La disputa globale sulle esportazioni di processori AI sta assumendo contorni sempre più complessi, con NVIDIA che preme per una liberalizzazione mentre l'amministrazione americana valuta di rafforzare ulteriormente le restrizioni. Jensen Huang, CEO del colosso dei chip grafici, ha recentemente ribadito la necessità di rivedere le limitazioni imposte alle esportazioni di tecnologie avanzate per l'intelligenza artificiale, sostenendo che il panorama tecnologico sia radicalmente cambiato rispetto a quando furono introdotte le prime restrizioni. Secondo Huang, impedire la diffusione delle tecnologie americane rischia paradossalmente di favorire lo sviluppo di soluzioni concorrenti, in particolare quelle cinesi, accelerando un processo di frammentazione tecnologica globale che potrebbe danneggiare la leadership statunitense nel settore.
Mentre Nvidia chiede maggiore libertà di commercio, l'amministrazione americana sembra orientata nella direzione opposta. Secondo indiscrezioni riportate da Reuters, l'attuale governo starebbe considerando una revisione del sistema di controllo delle esportazioni che potrebbe rendere l'accesso ai processori AI ancora più limitato. La proposta prevederebbe la sostituzione dell'attuale modello a tre livelli con un regime di licenze globale, trasformando di fatto i chip avanzati in strumenti di negoziazione nelle trattative commerciali internazionali.

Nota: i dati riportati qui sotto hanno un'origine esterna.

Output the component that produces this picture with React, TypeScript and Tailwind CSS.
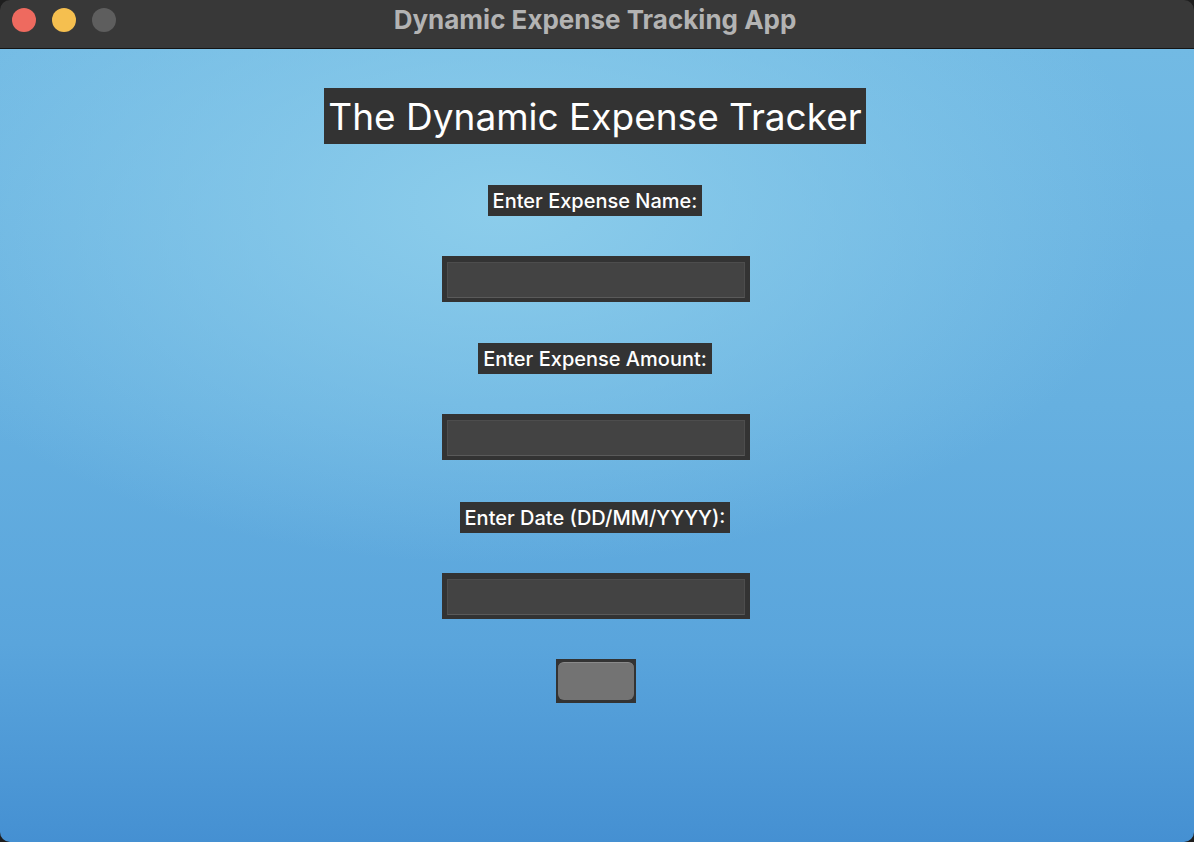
import React from "react";

const font = { fontFamily: '"Inter", "Noto Sans", "Liberation Sans", sans-serif' };

function Label({ text, w }: { text: string; w: string }) {
  return (
    <div className={`${w} h-[31px] bg-[#333333] flex items-center justify-center text-white text-[20px] font-medium leading-none`}>
      {text}
    </div>
  );
}

function Field() {
  return (
    <div className="w-[308px] h-[46px] bg-[#333333] pt-[6px] pb-[4px] px-[5px]">
      <input
        className="w-full h-full bg-[#434343] border border-[#4d4d4d] border-b-[#5a5a5a] outline-none text-white px-2"
        type="text"
      />
    </div>
  );
}

export default function App() {
  return (
    <div className="w-[1194px] h-[842px] bg-[#1e1e1e]" style={font}>
      <div className="w-full h-full flex flex-col rounded-[10px] overflow-hidden">
        {/* title bar */}
        <div className="relative h-[49px] shrink-0 bg-[#383838] border-b border-[#151515] flex items-center justify-center pr-[4px]">
          <div className="absolute left-[12px] top-[8px] flex gap-[16px]">
            <span className="w-[24px] h-[24px] rounded-full bg-[#ee6a5f]" />
            <span className="w-[24px] h-[24px] rounded-full bg-[#f5bf4f]" />
            <span className="w-[24px] h-[24px] rounded-full bg-[#5e5e5e]" />
          </div>
          <span className="text-[#b3b3b3] text-[26px] font-bold mb-[10px]">Dynamic Expense Tracking App</span>
        </div>

        {/* content */}
        <div className="flex-1 flex flex-col items-center pt-[39px] pr-[4px] bg-[radial-gradient(ellipse_55%_45%_at_42%_20%,#8ccdeb_0%,rgba(140,205,235,0)_100%),linear-gradient(180deg,#72bae4_0%,#66b0e0_45%,#5aa5dc_75%,#4590d2_100%)]">
          <div className="w-[542px] h-[56px] bg-[#333333] flex items-center justify-center text-white text-[37px] leading-none">
            The Dynamic Expense Tracker
          </div>
          <div className="mt-[41px]">
            <Label text="Enter Expense Name:" w="w-[214px]" />
          </div>
          <div className="mt-[40px] ml-[2px]">
            <Field />
          </div>
          <div className="mt-[41px]">
            <Label text="Enter Expense Amount:" w="w-[234px]" />
          </div>
          <div className="mt-[40px] ml-[2px]">
            <Field />
          </div>
          <div className="mt-[42px]">
            <Label text="Enter Date (DD/MM/YYYY):" w="w-[270px]" />
          </div>
          <div className="mt-[40px] ml-[2px]">
            <Field />
          </div>
          <div className="mt-[40px] ml-[2px] w-[80px] h-[44px] bg-[#333333] pt-[3px] pb-[3px] px-[2px]">
            <button className="w-full h-full rounded-[6px] bg-[#737373] border-t border-[#8a8a8a]" />
          </div>
        </div>
      </div>
    </div>
  );
}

L'attuale framework di "AI Diffusion" consente l'accesso illimitato ai chip avanzati come l'H100 di NVIDIA solo alle aziende basate negli Stati Uniti e in 18 nazioni alleate (definite "Tier 1"). Per i paesi di "Tier 2", esistono limiti annuali di circa 50.000 unità, mentre per quelli sotto embargo come Cina, Russia e Macao ("Tier 3"), le spedizioni sono praticamente vietate del tutto. Una delle modifiche al vaglio riguarda anche la soglia di unità esportabili senza approvazione formale, che potrebbe scendere dalle attuali 1.700 a sole 500.
Wilbur Ross, ex Segretario al Commercio statunitense, ha confermato che questo approccio è in fase di valutazione, sebbene non siano state ancora prese decisioni definitive. È evidente che per NVIDIA e altri produttori americani di hardware, queste potenziali nuove restrizioni rappresentano un significativo cambiamento di paradigma: il successo commerciale dipenderebbe non più soltanto dalle capacità e dalle prestazioni dei propri prodotti, ma dalle relazioni diplomatiche intrattenute dal governo americano con i vari paesi.
La preoccupazione di Huang non è infondata. Durante il suo intervento all'Hill and Valley Forum, ha sottolineato come la Cina non sia affatto indietro nella corsa tecnologica: "La Cina non è dietro a nessuno, è proprio dietro di noi, siamo molto, molto vicini". In particolare, ha evidenziato come Huawei rappresenti una delle aziende tecnologiche più formidabili al mondo, con capacità straordinarie nel computing, nelle tecnologie di rete e nello sviluppo software, tutti elementi essenziali per far avanzare l'intelligenza artificiale.
La posizione di NVIDIA è chiara: limitare l'esportazione di processori AI americani non farà altro che accelerare lo sviluppo di hardware, software e standard concorrenti, in particolare quelli sviluppati in Cina. Questo potrebbe portare a una frammentazione dell'ecosistema tecnologico globale, con conseguenze potenzialmente dannose per la leadership americana nel settore dell'intelligenza artificiale.
In questo scenario complesso, emerge una questione fondamentale: il controllo delle esportazioni è davvero efficace nel mantenere un vantaggio competitivo, o finisce per stimolare l'autosufficienza tecnologica dei rivali?